The response explicitly notes the impact of the changes on some defined benefit pension schemes and confirms that “the government keeps the occupational pensions system under review and will continue to do so.” It is not entirely clear what is meant by this statement, but there is no indication that there will be any special treatment for pension schemes alongside the change.

Actions to consider

Trustees and pension scheme sponsors should therefore consider what action needs to be taken – particularly if this hasn’t been considered since the consultation was launched in March. For example:

  • Assessing the effect on members’ benefits: This change will feed directly through to members’ RPI-linked benefits for most schemes, but a review of the Rules may be necessary to determine whether there is any scope or desire to apply an alternate increase to benefits in future.
  • Funding information: Any funding metrics monitored by the trustees or sponsor should be reviewed to allow for the expected change to benefits and to the market view of RPI and CPI.
  • Investment strategy: Trustees will want to review their investment strategy, to ensure that their scheme retains an appropriate level of inflation hedging, and to review the suitability of any inflation-linked investments.
  • Transfer values: The way in which pension increase assumptions are set for transfer value calculations should be reviewed, especially for schemes where there is significant transfer value activity.
  • Member options: Any options where a member is able to exchange an RPI-linked pension increase for a lump sum, or another pension increase type, should be reviewed.
  • Accounting treatment: Consideration should be given to the potential impact on the sponsor’s accounting disclosures, especially for those businesses with December year ends. The sponsor should discuss the treatment of the change with their auditor and actuary.
  • Securing benefits: Any decisions over securing RPI-linked benefits (for example, on buyout) should be reviewed. This may mean reconsidering whether pricing remains reasonable or looking again at the terms of the contract.
  • Communication to members: While this change will not impact members for a decade, trustees should consider whether it would be appropriate to communicate to members to explain the impact of this announcement on their benefits.

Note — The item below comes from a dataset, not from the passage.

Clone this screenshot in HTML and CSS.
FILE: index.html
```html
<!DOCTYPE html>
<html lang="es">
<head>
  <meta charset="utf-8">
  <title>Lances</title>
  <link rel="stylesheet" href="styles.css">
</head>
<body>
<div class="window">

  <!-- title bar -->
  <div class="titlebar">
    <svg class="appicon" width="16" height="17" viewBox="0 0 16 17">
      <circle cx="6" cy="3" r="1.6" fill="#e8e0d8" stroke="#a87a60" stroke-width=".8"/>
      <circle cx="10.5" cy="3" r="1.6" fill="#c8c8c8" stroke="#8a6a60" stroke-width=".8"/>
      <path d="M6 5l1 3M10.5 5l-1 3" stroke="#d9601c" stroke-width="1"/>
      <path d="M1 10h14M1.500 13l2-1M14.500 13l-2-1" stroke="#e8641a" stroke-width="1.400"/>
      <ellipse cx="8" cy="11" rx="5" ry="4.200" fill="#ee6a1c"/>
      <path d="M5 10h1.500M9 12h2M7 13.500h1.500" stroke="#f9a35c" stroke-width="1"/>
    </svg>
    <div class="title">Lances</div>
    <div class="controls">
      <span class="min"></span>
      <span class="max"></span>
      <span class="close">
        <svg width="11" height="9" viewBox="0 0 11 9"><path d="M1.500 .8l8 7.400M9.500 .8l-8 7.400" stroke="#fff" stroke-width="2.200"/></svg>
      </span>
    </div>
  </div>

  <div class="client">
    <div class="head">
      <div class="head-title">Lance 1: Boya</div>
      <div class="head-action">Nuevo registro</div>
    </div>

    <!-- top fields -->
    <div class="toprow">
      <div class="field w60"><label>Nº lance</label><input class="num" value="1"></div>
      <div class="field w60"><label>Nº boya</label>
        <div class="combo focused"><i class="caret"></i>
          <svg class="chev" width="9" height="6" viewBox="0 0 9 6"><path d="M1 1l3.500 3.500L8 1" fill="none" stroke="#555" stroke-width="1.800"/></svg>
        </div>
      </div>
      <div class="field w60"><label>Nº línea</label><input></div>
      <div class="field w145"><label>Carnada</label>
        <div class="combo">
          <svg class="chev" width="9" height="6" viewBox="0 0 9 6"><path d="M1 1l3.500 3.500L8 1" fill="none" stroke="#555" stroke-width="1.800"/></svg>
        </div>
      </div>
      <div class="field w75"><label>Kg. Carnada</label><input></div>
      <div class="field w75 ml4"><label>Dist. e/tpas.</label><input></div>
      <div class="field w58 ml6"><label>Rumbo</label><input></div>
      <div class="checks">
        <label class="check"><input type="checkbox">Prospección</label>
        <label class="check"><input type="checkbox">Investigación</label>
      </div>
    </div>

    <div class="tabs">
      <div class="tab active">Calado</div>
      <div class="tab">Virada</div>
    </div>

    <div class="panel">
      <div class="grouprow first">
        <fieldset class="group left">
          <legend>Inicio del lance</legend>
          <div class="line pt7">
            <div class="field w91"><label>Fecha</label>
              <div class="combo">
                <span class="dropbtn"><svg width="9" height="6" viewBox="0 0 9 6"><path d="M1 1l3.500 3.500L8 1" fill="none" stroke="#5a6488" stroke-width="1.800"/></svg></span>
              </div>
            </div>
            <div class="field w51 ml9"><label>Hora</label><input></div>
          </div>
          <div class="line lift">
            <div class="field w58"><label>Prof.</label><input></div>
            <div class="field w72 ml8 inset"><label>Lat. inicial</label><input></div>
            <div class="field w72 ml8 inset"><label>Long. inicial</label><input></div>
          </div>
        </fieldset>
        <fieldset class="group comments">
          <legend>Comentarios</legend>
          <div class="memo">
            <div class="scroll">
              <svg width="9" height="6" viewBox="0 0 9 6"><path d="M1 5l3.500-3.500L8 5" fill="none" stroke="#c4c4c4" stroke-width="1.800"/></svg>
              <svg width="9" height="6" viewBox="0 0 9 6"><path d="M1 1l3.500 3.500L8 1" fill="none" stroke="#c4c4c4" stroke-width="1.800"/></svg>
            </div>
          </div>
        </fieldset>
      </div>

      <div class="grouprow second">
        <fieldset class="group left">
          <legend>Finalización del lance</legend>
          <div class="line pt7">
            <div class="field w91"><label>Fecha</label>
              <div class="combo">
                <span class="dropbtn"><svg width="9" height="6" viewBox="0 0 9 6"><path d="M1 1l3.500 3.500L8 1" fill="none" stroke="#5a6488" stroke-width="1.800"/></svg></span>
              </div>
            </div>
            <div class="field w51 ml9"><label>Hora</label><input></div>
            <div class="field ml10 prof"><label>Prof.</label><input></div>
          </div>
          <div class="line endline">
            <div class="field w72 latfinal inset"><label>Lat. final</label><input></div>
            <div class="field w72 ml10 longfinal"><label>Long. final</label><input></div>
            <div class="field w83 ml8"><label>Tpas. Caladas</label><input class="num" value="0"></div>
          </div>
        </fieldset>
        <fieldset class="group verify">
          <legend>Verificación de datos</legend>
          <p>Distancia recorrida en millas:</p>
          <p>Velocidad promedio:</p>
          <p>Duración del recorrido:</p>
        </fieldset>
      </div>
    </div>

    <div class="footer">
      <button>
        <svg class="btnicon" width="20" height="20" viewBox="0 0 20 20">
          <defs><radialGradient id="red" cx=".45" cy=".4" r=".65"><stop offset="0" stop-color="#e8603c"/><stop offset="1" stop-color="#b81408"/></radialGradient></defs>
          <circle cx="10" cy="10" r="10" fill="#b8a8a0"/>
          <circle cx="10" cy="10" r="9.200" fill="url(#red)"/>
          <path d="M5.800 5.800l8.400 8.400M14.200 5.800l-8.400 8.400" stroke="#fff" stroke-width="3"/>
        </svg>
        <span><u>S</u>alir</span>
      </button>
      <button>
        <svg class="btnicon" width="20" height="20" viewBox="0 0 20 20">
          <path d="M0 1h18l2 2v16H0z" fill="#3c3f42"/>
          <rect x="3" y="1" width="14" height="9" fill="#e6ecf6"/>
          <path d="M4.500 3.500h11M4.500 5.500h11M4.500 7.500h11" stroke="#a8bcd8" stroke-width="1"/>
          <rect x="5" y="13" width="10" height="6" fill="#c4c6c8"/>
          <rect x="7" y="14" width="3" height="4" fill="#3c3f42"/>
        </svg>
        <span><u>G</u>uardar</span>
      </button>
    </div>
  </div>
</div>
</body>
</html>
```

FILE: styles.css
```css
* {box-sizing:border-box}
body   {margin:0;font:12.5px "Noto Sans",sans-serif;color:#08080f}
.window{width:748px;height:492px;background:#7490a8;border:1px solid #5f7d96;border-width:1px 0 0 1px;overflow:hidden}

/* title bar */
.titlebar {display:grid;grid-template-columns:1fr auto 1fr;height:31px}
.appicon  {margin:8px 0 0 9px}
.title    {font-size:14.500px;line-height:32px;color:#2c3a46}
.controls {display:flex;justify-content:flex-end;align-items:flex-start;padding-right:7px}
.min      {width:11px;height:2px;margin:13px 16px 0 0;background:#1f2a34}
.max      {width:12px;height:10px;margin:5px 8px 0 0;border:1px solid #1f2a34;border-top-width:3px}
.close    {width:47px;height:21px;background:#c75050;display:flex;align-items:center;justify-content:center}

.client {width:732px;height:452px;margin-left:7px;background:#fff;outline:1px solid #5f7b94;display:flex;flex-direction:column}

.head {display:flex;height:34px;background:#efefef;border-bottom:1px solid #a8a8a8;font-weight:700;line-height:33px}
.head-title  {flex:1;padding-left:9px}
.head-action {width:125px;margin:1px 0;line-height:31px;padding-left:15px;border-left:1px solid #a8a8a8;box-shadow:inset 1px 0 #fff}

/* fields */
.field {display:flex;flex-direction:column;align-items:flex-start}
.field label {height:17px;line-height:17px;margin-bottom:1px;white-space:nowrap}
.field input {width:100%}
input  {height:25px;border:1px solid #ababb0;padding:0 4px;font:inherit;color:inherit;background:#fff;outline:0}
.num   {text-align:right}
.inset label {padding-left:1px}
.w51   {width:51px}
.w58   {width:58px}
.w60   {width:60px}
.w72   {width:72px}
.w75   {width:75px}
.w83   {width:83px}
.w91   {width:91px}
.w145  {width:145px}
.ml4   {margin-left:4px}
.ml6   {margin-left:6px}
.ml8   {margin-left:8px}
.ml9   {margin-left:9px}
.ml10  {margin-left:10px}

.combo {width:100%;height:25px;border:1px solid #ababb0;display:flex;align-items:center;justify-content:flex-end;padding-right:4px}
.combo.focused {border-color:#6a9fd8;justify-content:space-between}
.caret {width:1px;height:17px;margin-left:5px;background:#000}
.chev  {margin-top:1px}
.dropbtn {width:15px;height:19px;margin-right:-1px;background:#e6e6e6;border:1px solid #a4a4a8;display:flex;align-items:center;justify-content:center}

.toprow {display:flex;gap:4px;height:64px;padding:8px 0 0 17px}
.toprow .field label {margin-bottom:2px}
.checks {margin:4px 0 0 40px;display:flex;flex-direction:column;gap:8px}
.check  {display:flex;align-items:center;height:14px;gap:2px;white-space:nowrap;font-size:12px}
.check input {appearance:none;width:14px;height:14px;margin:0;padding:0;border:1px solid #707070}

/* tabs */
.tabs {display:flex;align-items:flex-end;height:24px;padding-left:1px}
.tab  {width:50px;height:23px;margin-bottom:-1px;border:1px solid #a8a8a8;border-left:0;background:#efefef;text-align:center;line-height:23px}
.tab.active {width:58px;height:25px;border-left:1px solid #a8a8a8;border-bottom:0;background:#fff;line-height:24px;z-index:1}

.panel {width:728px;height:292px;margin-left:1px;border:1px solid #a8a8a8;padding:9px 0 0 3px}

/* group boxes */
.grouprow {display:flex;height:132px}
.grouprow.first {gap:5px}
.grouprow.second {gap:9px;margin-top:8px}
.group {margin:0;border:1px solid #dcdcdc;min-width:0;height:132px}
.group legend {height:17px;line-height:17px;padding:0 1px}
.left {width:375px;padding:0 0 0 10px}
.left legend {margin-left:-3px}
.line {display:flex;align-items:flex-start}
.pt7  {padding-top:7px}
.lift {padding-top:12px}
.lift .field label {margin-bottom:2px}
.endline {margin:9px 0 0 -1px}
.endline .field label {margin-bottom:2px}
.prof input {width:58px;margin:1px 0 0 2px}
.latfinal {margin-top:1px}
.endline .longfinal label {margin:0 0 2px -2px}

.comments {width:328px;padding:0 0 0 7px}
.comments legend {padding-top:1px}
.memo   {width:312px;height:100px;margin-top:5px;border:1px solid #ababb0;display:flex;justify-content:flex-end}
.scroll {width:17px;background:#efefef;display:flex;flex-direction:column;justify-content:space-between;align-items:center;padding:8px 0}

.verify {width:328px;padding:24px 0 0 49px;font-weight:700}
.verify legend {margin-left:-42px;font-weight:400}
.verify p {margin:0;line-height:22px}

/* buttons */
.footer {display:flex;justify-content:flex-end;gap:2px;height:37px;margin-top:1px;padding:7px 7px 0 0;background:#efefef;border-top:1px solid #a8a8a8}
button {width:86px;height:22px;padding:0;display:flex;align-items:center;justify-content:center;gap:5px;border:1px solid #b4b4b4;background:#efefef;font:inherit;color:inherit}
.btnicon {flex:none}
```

Buck would be happy to provide formal advice on any of these areas, or to provide training on the various inflation measures, along with where they are used and the impact of any change.


Reform to RPI inflation has been long awaited, and many will be relieved to see that the method chosen to implement change should provide certainty, with the reform feeding automatically through to the overwhelming majority of uses of RPI.  Hopefully this approach will avoid the potential for loose ends and legal challenge which could have happened if the index had instead been “retired”.

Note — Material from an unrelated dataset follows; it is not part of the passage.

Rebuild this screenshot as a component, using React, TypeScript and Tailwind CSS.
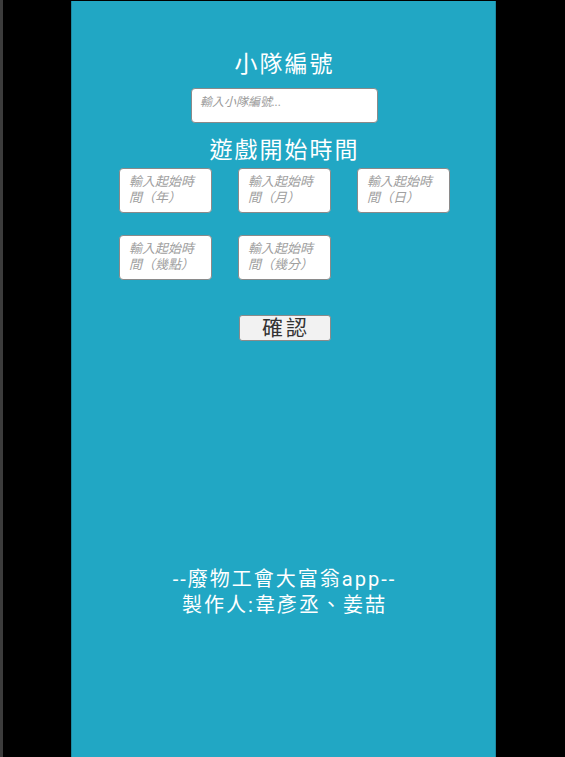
import React from "react";

const font = { fontFamily: '"Roboto", "Noto Sans CJK TC", "Noto Sans", sans-serif' };

const timeFields = ["年", "月", "日", "幾點", "幾分"];

export default function App() {
  return (
    <div className="flex w-[565px] h-[757px] bg-black overflow-hidden" style={font}>
      <div className="w-[3px] h-full bg-[#3c3c3c]" />
      <div className="ml-[68px] mt-px w-[425px] h-[756px] bg-[#21a7c4] border-x border-[#1c8aa3] flex flex-col items-center pt-[49px] pl-[2px]">
        <h1 className="text-[23px] leading-[30px] tracking-[2px] text-white font-normal">小隊編號</h1>
        <input
          className="mt-[8px] w-[187px] h-[35px] bg-white border border-[#8a8a8a] rounded-[4px] px-[8px] pb-[8px] text-[12px] italic outline-none placeholder:text-[#9a9a9a] placeholder:italic"
          placeholder="輸入小隊編號..."
        />
        <h2 className="mt-[13px] text-[23px] leading-[30px] tracking-[2px] text-white font-normal">遊戲開始時間</h2>
        <div className="mt-[2px] grid grid-cols-[93px_93px_93px] gap-x-[26px] gap-y-[22px]">
          {timeFields.map((f) => (
            <textarea
              key={f}
              className="w-[93px] h-[45px] resize-none overflow-hidden bg-white border border-[#8a8a8a] rounded-[4px] pl-[9px] pr-[8px] pt-[5px] text-[13px] leading-[16px] italic outline-none placeholder:text-[#a0a0a0] placeholder:italic"
              placeholder={`輸入起始時間（${f}）`}
            />
          ))}
        </div>
        <button className="mt-[35px] w-[92px] h-[26px] bg-[#f2f2f2] border border-[#8a8a8a] rounded-[3px] text-[21px] leading-[24px] tracking-[3px] pl-[3px] text-[#333] flex items-center justify-center">
          確認
        </button>
        <div className="mt-[225px] text-center text-white text-[20px] leading-[26px] tracking-[2px]">
          <p>--廢物工會大富翁app--</p>
          <p>製作人:韋彥丞、姜喆</p>
        </div>
      </div>
    </div>
  );
}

It will be important for trustees to understand the impact this will have on members’ benefits and their scheme’s funding level.  It should also drive a review of current practices to ensure that funding methodology, hedging strategies and relevant factors are all updated to reflect the new reality.

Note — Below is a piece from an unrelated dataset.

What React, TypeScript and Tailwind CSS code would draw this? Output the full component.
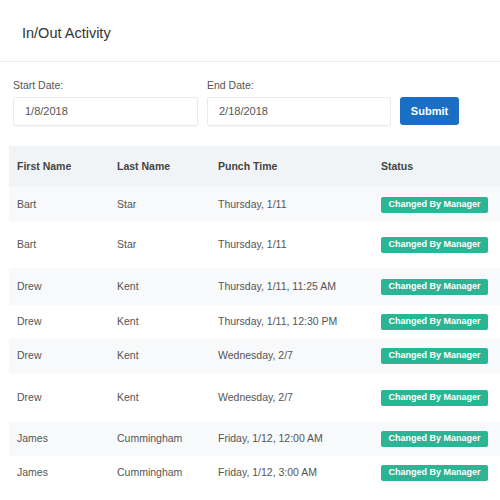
import React from "react";

const rows = [
  { f: "Bart", l: "Star", p: "Thursday, 1/11", h: "h-[35px]", g: true },
  { f: "Bart", l: "Star", p: "Thursday, 1/11", h: "h-[46px]", g: false },
  { f: "Drew", l: "Kent", p: "Thursday, 1/11, 11:25 AM", h: "h-[37px]", g: true },
  { f: "Drew", l: "Kent", p: "Thursday, 1/11, 12:30 PM", h: "h-[34px]", g: false },
  { f: "Drew", l: "Kent", p: "Wednesday, 2/7", h: "h-[34px]", g: true },
  { f: "Drew", l: "Kent", p: "Wednesday, 2/7", h: "h-[49px]", g: false },
  { f: "James", l: "Cummingham", p: "Friday, 1/12, 12:00 AM", h: "h-[34px]", g: true },
  { f: "James", l: "Cummingham", p: "Friday, 1/12, 3:00 AM", h: "h-[34px]", g: false },
];

export default function App() {
  return (
    <div className="w-[500px] h-[500px] overflow-hidden bg-white text-[#555]" style={{ fontFamily: '"Liberation Sans", Arial, sans-serif' }}>
      <div className="h-[62px] border-b border-[#ececec] flex items-center pl-[22px] pt-[6px]">
        <span className="text-[14.5px] text-[#333] font-medium">In/Out Activity</span>
      </div>
      <div className="flex items-end pl-[13px] pt-[17px]">
        <div className="flex flex-col w-[185px]">
          <span className="text-[10.5px] leading-[12px] mb-[6px]">Start Date:</span>
          <div className="h-[29px] border border-[#ebebeb] rounded-[2px] flex items-center pl-[11px] text-[11px] shadow-[0_1px_1px_rgba(0,0,0,0.03)]">1/8/2018</div>
        </div>
        <div className="flex flex-col w-[184px] ml-[9px]">
          <span className="text-[10.5px] leading-[12px] mb-[6px]">End Date:</span>
          <div className="h-[29px] border border-[#ebebeb] rounded-[2px] flex items-center pl-[11px] text-[11px] shadow-[0_1px_1px_rgba(0,0,0,0.03)]">2/18/2018</div>
        </div>
        <button className="ml-[9px] w-[59px] h-[28px] mb-[1px] rounded-[3px] bg-[#1a6ec4] text-white text-[11px] font-bold flex items-center justify-center">Submit</button>
      </div>
      <div className="ml-[9px] mt-[20px]">
        <div className="h-[41px] bg-[#f1f4f6] flex items-center text-[10.5px] font-bold text-[#444]">
          <div className="w-[108px] pl-[8px]">First Name</div>
          <div className="w-[101px]">Last Name</div>
          <div className="w-[163px]">Punch Time</div>
          <div>Status</div>
        </div>
        {rows.map((r, i) => (
          <div key={i} className={`${r.h} flex items-center text-[10.5px] ${r.g ? "bg-[#f8f9fa]" : "bg-white"}`}>
            <div className="w-[108px] pl-[8px]">{r.f}</div>
            <div className="w-[101px]">{r.l}</div>
            <div className="w-[163px]">{r.p}</div>
            <div className="w-[107px] h-[16px] rounded-[2px] bg-[#2bb594] text-white text-[9px] font-bold flex items-center justify-center">Changed By Manager</div>
          </div>
        ))}
      </div>
    </div>
  );
}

This change will result in many losers, with pensioners losing out on RPI pension increases and the RPI-linked assets held by pension schemes (and other investors) taking a hit.  The flip-side of this is the gains seen for the Government, who have saved an estimated £100bn of future borrowing costs, along with those consumers who should, in future, see lower increases in rail fares, student loans and various other measures which are typically pegged to RPI inflation.